■ **Collected data**:
= = = =
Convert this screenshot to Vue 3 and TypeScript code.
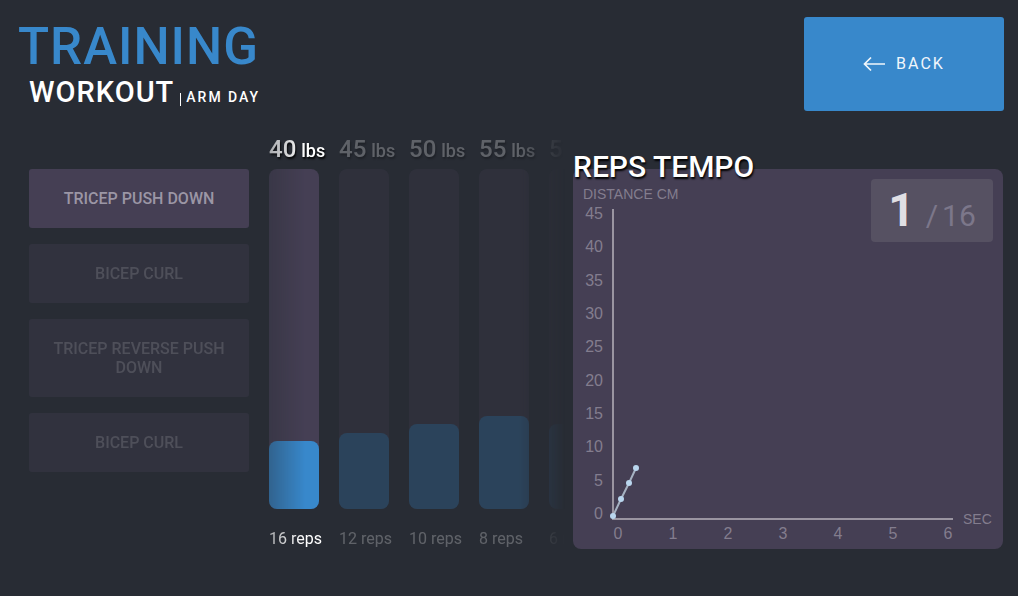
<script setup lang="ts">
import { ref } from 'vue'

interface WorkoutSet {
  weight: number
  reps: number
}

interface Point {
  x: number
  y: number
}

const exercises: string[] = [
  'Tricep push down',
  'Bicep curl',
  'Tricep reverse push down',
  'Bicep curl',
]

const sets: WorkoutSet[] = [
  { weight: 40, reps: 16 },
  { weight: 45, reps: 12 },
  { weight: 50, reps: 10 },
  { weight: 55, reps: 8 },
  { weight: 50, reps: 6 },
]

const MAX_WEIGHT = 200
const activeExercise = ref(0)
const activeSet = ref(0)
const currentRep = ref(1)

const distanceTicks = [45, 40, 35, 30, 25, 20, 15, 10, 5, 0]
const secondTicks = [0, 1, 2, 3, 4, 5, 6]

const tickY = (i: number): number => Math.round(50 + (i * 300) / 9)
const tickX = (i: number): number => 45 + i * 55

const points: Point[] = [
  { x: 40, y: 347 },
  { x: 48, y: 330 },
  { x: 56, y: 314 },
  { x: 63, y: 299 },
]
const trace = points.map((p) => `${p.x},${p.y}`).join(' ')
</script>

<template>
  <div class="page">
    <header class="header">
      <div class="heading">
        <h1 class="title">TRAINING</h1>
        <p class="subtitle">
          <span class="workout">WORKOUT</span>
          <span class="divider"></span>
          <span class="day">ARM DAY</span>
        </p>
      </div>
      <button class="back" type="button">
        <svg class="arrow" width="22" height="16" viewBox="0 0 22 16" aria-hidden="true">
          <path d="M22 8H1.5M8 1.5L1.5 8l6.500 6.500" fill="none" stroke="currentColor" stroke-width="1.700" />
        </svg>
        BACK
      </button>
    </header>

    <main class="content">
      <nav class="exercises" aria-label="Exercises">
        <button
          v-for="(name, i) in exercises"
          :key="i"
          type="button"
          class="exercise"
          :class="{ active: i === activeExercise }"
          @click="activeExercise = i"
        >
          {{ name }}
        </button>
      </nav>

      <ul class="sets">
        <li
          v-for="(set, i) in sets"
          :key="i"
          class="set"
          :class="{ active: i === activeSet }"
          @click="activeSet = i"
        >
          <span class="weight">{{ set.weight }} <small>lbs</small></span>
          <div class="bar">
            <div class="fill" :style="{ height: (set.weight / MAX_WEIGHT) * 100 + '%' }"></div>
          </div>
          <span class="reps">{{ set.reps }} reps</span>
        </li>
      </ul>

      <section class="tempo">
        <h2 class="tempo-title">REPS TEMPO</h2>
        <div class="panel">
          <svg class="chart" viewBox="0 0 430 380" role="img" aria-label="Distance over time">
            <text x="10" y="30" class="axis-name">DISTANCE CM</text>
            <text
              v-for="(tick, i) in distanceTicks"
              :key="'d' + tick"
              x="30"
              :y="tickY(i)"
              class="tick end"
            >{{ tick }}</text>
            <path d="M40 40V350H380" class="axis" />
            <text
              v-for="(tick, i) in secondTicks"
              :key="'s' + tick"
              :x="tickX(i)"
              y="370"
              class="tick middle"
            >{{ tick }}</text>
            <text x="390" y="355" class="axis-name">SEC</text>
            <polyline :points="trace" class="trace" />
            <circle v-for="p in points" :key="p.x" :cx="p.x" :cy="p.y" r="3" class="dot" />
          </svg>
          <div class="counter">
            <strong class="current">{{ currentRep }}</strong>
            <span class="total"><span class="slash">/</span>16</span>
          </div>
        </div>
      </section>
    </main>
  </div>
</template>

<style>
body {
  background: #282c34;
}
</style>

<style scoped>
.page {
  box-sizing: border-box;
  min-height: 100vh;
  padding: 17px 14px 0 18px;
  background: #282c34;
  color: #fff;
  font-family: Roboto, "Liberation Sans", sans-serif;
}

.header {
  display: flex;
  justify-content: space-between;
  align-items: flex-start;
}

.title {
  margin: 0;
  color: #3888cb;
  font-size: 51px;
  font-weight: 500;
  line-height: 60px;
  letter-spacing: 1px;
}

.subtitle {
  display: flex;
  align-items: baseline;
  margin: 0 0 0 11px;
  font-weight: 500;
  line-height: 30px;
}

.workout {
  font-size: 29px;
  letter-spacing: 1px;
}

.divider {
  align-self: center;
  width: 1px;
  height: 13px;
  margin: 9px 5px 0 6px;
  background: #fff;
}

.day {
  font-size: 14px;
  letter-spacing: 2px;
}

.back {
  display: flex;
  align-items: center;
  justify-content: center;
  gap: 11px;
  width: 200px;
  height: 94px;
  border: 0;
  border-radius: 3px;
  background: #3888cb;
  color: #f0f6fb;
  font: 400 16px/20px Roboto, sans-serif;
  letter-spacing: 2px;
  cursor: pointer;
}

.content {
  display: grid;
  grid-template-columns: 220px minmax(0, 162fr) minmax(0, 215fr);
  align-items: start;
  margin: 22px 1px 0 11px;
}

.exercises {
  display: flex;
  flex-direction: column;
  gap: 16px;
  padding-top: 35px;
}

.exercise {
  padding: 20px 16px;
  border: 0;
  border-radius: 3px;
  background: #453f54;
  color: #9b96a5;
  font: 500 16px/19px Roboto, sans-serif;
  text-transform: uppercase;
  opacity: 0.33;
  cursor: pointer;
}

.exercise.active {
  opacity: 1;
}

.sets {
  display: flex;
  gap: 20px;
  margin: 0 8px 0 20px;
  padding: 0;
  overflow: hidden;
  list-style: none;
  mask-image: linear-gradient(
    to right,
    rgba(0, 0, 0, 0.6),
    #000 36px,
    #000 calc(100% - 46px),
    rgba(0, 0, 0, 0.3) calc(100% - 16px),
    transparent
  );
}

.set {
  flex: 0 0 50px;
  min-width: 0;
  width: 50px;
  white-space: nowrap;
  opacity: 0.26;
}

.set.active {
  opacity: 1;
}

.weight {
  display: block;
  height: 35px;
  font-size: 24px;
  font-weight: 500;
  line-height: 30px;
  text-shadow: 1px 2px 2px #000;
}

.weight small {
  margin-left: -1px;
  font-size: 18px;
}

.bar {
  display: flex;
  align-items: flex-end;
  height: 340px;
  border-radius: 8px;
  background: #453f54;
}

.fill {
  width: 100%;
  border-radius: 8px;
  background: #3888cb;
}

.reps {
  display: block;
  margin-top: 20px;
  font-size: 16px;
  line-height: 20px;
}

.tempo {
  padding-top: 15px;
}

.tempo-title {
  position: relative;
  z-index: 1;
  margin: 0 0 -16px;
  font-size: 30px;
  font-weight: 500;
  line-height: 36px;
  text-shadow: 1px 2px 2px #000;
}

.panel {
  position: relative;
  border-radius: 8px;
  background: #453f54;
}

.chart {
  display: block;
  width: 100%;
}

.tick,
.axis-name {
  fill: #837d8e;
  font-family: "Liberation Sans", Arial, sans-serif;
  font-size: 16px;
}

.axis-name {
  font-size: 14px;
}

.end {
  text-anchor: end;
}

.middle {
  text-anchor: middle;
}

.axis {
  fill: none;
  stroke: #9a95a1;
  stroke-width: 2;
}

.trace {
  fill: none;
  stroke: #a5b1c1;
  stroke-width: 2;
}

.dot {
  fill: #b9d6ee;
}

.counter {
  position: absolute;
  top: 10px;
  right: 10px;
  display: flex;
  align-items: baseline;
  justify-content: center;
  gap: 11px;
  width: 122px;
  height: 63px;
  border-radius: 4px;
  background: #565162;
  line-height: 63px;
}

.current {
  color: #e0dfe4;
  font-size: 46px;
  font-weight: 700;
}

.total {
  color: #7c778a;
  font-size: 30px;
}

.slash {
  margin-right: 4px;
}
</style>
= = = =
■ **The task**: What is needed is an exact reproduction of the data, pictures excluded.

■ **The output**:
Convert this screenshot to Vue 3 and TypeScript code.
<script setup lang="ts">
import { ref } from 'vue'

interface WorkoutSet {
  weight: number
  reps: number
}

interface Point {
  x: number
  y: number
}

const exercises: string[] = [
  'Tricep push down',
  'Bicep curl',
  'Tricep reverse push down',
  'Bicep curl',
]

const sets: WorkoutSet[] = [
  { weight: 40, reps: 16 },
  { weight: 45, reps: 12 },
  { weight: 50, reps: 10 },
  { weight: 55, reps: 8 },
  { weight: 50, reps: 6 },
]

const MAX_WEIGHT = 200
const activeExercise = ref(0)
const activeSet = ref(0)
const currentRep = ref(1)

const distanceTicks = [45, 40, 35, 30, 25, 20, 15, 10, 5, 0]
const secondTicks = [0, 1, 2, 3, 4, 5, 6]

const tickY = (i: number): number => Math.round(50 + (i * 300) / 9)
const tickX = (i: number): number => 45 + i * 55

const points: Point[] = [
  { x: 40, y: 347 },
  { x: 48, y: 330 },
  { x: 56, y: 314 },
  { x: 63, y: 299 },
]
const trace = points.map((p) => `${p.x},${p.y}`).join(' ')
</script>

<template>
  <div class="page">
    <header class="header">
      <div class="heading">
        <h1 class="title">TRAINING</h1>
        <p class="subtitle">
          <span class="workout">WORKOUT</span>
          <span class="divider"></span>
          <span class="day">ARM DAY</span>
        </p>
      </div>
      <button class="back" type="button">
        <svg class="arrow" width="22" height="16" viewBox="0 0 22 16" aria-hidden="true">
          <path d="M22 8H1.5M8 1.5L1.5 8l6.500 6.500" fill="none" stroke="currentColor" stroke-width="1.700" />
        </svg>
        BACK
      </button>
    </header>

    <main class="content">
      <nav class="exercises" aria-label="Exercises">
        <button
          v-for="(name, i) in exercises"
          :key="i"
          type="button"
          class="exercise"
          :class="{ active: i === activeExercise }"
          @click="activeExercise = i"
        >
          {{ name }}
        </button>
      </nav>

      <ul class="sets">
        <li
          v-for="(set, i) in sets"
          :key="i"
          class="set"
          :class="{ active: i === activeSet }"
          @click="activeSet = i"
        >
          <span class="weight">{{ set.weight }} <small>lbs</small></span>
          <div class="bar">
            <div class="fill" :style="{ height: (set.weight / MAX_WEIGHT) * 100 + '%' }"></div>
          </div>
          <span class="reps">{{ set.reps }} reps</span>
        </li>
      </ul>

      <section class="tempo">
        <h2 class="tempo-title">REPS TEMPO</h2>
        <div class="panel">
          <svg class="chart" viewBox="0 0 430 380" role="img" aria-label="Distance over time">
            <text x="10" y="30" class="axis-name">DISTANCE CM</text>
            <text
              v-for="(tick, i) in distanceTicks"
              :key="'d' + tick"
              x="30"
              :y="tickY(i)"
              class="tick end"
            >{{ tick }}</text>
            <path d="M40 40V350H380" class="axis" />
            <text
              v-for="(tick, i) in secondTicks"
              :key="'s' + tick"
              :x="tickX(i)"
              y="370"
              class="tick middle"
            >{{ tick }}</text>
            <text x="390" y="355" class="axis-name">SEC</text>
            <polyline :points="trace" class="trace" />
            <circle v-for="p in points" :key="p.x" :cx="p.x" :cy="p.y" r="3" class="dot" />
          </svg>
          <div class="counter">
            <strong class="current">{{ currentRep }}</strong>
            <span class="total"><span class="slash">/</span>16</span>
          </div>
        </div>
      </section>
    </main>
  </div>
</template>

<style>
body {
  background: #282c34;
}
</style>

<style scoped>
.page {
  box-sizing: border-box;
  min-height: 100vh;
  padding: 17px 14px 0 18px;
  background: #282c34;
  color: #fff;
  font-family: Roboto, "Liberation Sans", sans-serif;
}

.header {
  display: flex;
  justify-content: space-between;
  align-items: flex-start;
}

.title {
  margin: 0;
  color: #3888cb;
  font-size: 51px;
  font-weight: 500;
  line-height: 60px;
  letter-spacing: 1px;
}

.subtitle {
  display: flex;
  align-items: baseline;
  margin: 0 0 0 11px;
  font-weight: 500;
  line-height: 30px;
}

.workout {
  font-size: 29px;
  letter-spacing: 1px;
}

.divider {
  align-self: center;
  width: 1px;
  height: 13px;
  margin: 9px 5px 0 6px;
  background: #fff;
}

.day {
  font-size: 14px;
  letter-spacing: 2px;
}

.back {
  display: flex;
  align-items: center;
  justify-content: center;
  gap: 11px;
  width: 200px;
  height: 94px;
  border: 0;
  border-radius: 3px;
  background: #3888cb;
  color: #f0f6fb;
  font: 400 16px/20px Roboto, sans-serif;
  letter-spacing: 2px;
  cursor: pointer;
}

.content {
  display: grid;
  grid-template-columns: 220px minmax(0, 162fr) minmax(0, 215fr);
  align-items: start;
  margin: 22px 1px 0 11px;
}

.exercises {
  display: flex;
  flex-direction: column;
  gap: 16px;
  padding-top: 35px;
}

.exercise {
  padding: 20px 16px;
  border: 0;
  border-radius: 3px;
  background: #453f54;
  color: #9b96a5;
  font: 500 16px/19px Roboto, sans-serif;
  text-transform: uppercase;
  opacity: 0.33;
  cursor: pointer;
}

.exercise.active {
  opacity: 1;
}

.sets {
  display: flex;
  gap: 20px;
  margin: 0 8px 0 20px;
  padding: 0;
  overflow: hidden;
  list-style: none;
  mask-image: linear-gradient(
    to right,
    rgba(0, 0, 0, 0.6),
    #000 36px,
    #000 calc(100% - 46px),
    rgba(0, 0, 0, 0.3) calc(100% - 16px),
    transparent
  );
}

.set {
  flex: 0 0 50px;
  min-width: 0;
  width: 50px;
  white-space: nowrap;
  opacity: 0.26;
}

.set.active {
  opacity: 1;
}

.weight {
  display: block;
  height: 35px;
  font-size: 24px;
  font-weight: 500;
  line-height: 30px;
  text-shadow: 1px 2px 2px #000;
}

.weight small {
  margin-left: -1px;
  font-size: 18px;
}

.bar {
  display: flex;
  align-items: flex-end;
  height: 340px;
  border-radius: 8px;
  background: #453f54;
}

.fill {
  width: 100%;
  border-radius: 8px;
  background: #3888cb;
}

.reps {
  display: block;
  margin-top: 20px;
  font-size: 16px;
  line-height: 20px;
}

.tempo {
  padding-top: 15px;
}

.tempo-title {
  position: relative;
  z-index: 1;
  margin: 0 0 -16px;
  font-size: 30px;
  font-weight: 500;
  line-height: 36px;
  text-shadow: 1px 2px 2px #000;
}

.panel {
  position: relative;
  border-radius: 8px;
  background: #453f54;
}

.chart {
  display: block;
  width: 100%;
}

.tick,
.axis-name {
  fill: #837d8e;
  font-family: "Liberation Sans", Arial, sans-serif;
  font-size: 16px;
}

.axis-name {
  font-size: 14px;
}

.end {
  text-anchor: end;
}

.middle {
  text-anchor: middle;
}

.axis {
  fill: none;
  stroke: #9a95a1;
  stroke-width: 2;
}

.trace {
  fill: none;
  stroke: #a5b1c1;
  stroke-width: 2;
}

.dot {
  fill: #b9d6ee;
}

.counter {
  position: absolute;
  top: 10px;
  right: 10px;
  display: flex;
  align-items: baseline;
  justify-content: center;
  gap: 11px;
  width: 122px;
  height: 63px;
  border-radius: 4px;
  background: #565162;
  line-height: 63px;
}

.current {
  color: #e0dfe4;
  font-size: 46px;
  font-weight: 700;
}

.total {
  color: #7c778a;
  font-size: 30px;
}

.slash {
  margin-right: 4px;
}
</style>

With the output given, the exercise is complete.